> _Data provided_
--- start ---
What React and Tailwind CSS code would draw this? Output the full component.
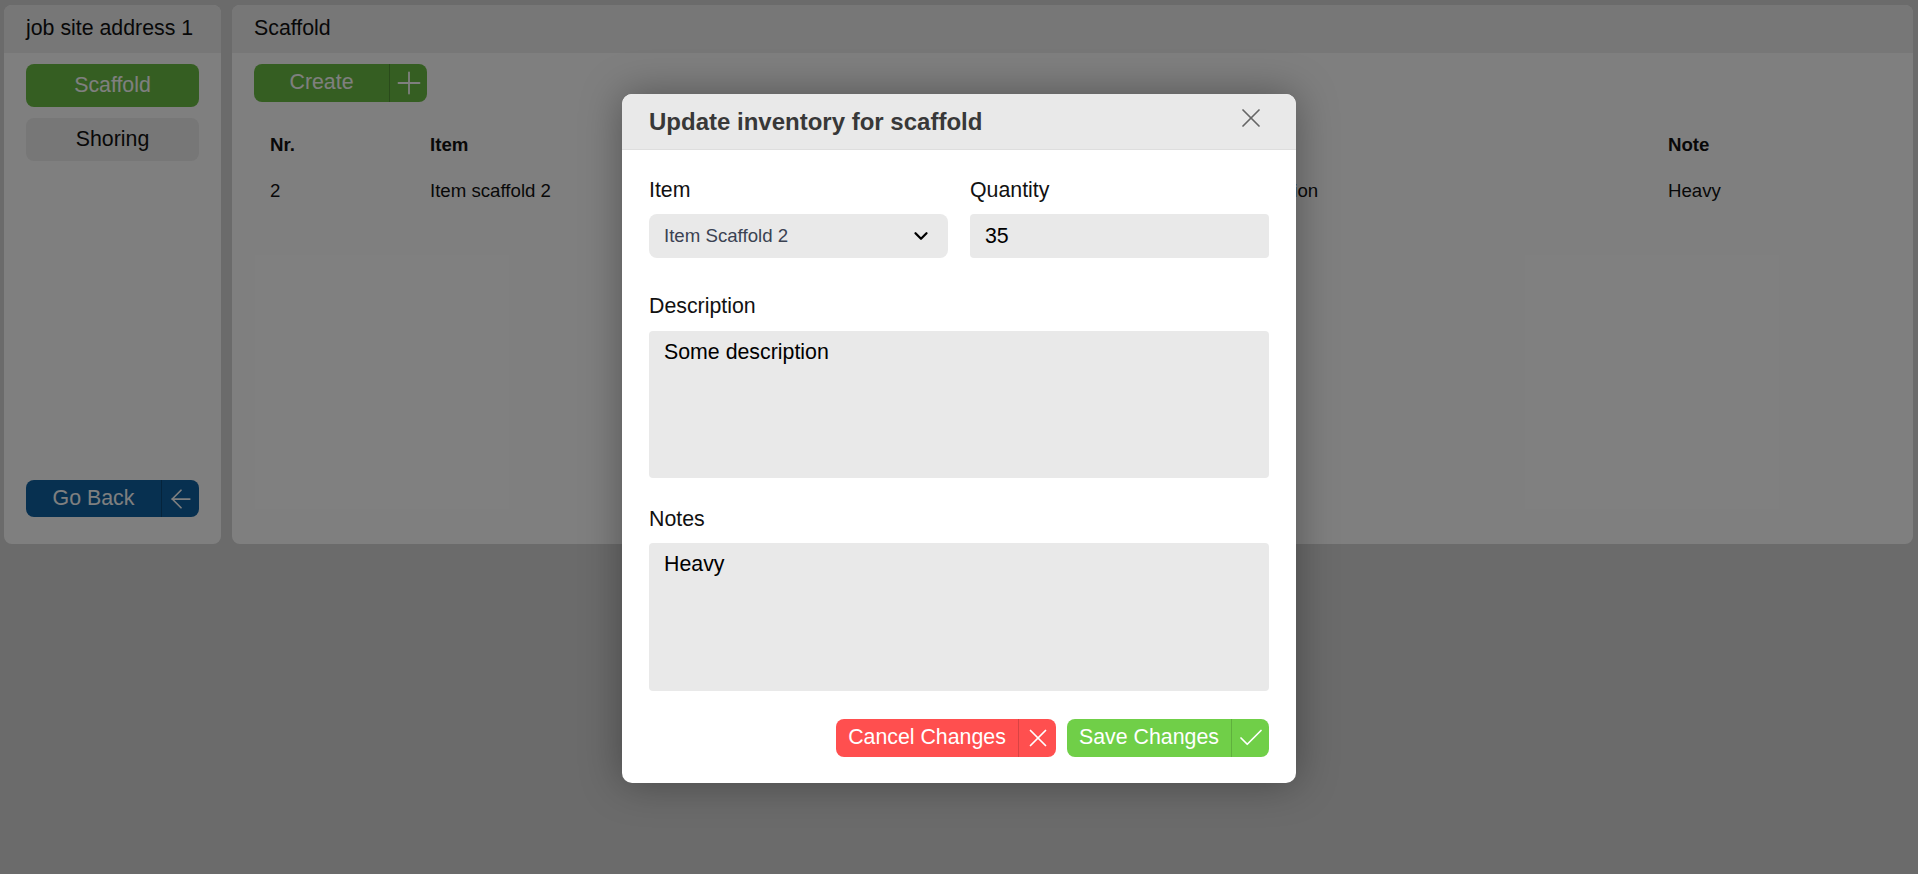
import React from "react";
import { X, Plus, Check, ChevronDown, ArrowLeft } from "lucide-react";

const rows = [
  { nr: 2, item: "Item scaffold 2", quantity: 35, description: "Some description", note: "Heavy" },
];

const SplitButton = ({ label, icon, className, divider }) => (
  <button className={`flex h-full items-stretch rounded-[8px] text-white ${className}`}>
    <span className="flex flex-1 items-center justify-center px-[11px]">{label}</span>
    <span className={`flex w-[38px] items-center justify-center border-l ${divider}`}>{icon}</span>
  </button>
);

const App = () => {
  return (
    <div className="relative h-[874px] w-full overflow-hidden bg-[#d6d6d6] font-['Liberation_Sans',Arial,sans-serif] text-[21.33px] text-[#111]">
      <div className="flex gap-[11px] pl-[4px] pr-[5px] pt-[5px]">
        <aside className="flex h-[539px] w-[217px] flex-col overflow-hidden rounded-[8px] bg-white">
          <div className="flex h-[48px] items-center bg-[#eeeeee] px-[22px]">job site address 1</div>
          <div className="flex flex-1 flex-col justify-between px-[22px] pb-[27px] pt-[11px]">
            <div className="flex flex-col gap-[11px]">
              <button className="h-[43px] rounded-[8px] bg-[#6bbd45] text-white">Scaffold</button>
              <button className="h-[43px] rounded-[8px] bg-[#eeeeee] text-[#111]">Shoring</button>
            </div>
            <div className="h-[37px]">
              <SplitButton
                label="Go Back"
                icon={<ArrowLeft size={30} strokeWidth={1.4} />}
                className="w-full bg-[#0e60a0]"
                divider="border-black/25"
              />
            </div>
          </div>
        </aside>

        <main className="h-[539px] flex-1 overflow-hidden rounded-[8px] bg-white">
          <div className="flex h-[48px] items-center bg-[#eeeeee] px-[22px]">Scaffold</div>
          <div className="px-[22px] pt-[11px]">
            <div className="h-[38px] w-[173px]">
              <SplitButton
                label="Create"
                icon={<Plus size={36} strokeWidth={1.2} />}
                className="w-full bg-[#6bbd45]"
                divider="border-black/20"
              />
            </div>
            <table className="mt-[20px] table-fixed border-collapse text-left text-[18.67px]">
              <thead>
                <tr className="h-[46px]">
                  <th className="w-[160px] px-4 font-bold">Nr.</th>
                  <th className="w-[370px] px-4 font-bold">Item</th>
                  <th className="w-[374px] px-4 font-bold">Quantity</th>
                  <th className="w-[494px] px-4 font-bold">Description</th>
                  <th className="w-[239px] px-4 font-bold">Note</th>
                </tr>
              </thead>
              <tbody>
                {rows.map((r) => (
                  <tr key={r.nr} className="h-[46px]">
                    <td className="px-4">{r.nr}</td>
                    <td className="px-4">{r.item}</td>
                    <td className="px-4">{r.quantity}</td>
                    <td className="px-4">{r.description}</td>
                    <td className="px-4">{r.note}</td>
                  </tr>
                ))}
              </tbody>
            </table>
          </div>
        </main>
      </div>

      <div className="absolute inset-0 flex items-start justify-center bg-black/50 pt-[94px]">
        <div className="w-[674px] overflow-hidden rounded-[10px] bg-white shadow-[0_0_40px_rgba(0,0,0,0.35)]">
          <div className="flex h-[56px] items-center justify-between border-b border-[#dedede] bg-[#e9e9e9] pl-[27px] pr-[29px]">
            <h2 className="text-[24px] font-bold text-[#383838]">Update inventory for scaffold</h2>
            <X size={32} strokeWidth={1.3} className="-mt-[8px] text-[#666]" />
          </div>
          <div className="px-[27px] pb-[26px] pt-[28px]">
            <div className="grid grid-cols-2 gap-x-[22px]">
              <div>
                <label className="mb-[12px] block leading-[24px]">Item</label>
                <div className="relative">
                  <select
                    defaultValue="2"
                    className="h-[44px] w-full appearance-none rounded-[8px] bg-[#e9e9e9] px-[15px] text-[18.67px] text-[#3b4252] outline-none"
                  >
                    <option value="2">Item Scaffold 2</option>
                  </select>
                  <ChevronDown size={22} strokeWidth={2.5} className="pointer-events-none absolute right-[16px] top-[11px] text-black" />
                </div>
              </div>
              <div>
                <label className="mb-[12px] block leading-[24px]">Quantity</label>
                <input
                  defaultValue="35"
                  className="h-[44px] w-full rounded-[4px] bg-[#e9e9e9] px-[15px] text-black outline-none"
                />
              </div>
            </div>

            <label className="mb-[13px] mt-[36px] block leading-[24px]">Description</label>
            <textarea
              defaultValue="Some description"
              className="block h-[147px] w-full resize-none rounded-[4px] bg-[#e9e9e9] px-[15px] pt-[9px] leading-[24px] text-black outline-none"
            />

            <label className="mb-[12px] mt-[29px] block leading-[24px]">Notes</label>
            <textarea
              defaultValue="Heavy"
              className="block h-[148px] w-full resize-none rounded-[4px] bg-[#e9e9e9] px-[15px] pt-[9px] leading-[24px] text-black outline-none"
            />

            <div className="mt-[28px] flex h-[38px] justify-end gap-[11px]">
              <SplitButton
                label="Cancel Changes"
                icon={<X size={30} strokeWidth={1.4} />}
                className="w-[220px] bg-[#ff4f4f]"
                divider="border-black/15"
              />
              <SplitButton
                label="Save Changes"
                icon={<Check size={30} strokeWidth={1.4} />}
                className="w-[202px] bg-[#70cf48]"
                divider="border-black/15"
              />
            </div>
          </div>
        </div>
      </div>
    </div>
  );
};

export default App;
--- end ---
> _Task statement_
Copy all the lines above that hold the string "full".

> _Result of this task_
What React and Tailwind CSS code would draw this? Output the full component.
  <button className={`flex h-full items-stretch rounded-[8px] text-white ${className}`}>
    <div className="relative h-[874px] w-full overflow-hidden bg-[#d6d6d6] font-['Liberation_Sans',Arial,sans-serif] text-[21.33px] text-[#111]">
                className="w-full bg-[#0e60a0]"
                className="w-full bg-[#6bbd45]"
                    className="h-[44px] w-full appearance-none rounded-[8px] bg-[#e9e9e9] px-[15px] text-[18.67px] text-[#3b4252] outline-none"
                  className="h-[44px] w-full rounded-[4px] bg-[#e9e9e9] px-[15px] text-black outline-none"
              className="block h-[147px] w-full resize-none rounded-[4px] bg-[#e9e9e9] px-[15px] pt-[9px] leading-[24px] text-black outline-none"
              className="block h-[148px] w-full resize-none rounded-[4px] bg-[#e9e9e9] px-[15px] pt-[9px] leading-[24px] text-black outline-none"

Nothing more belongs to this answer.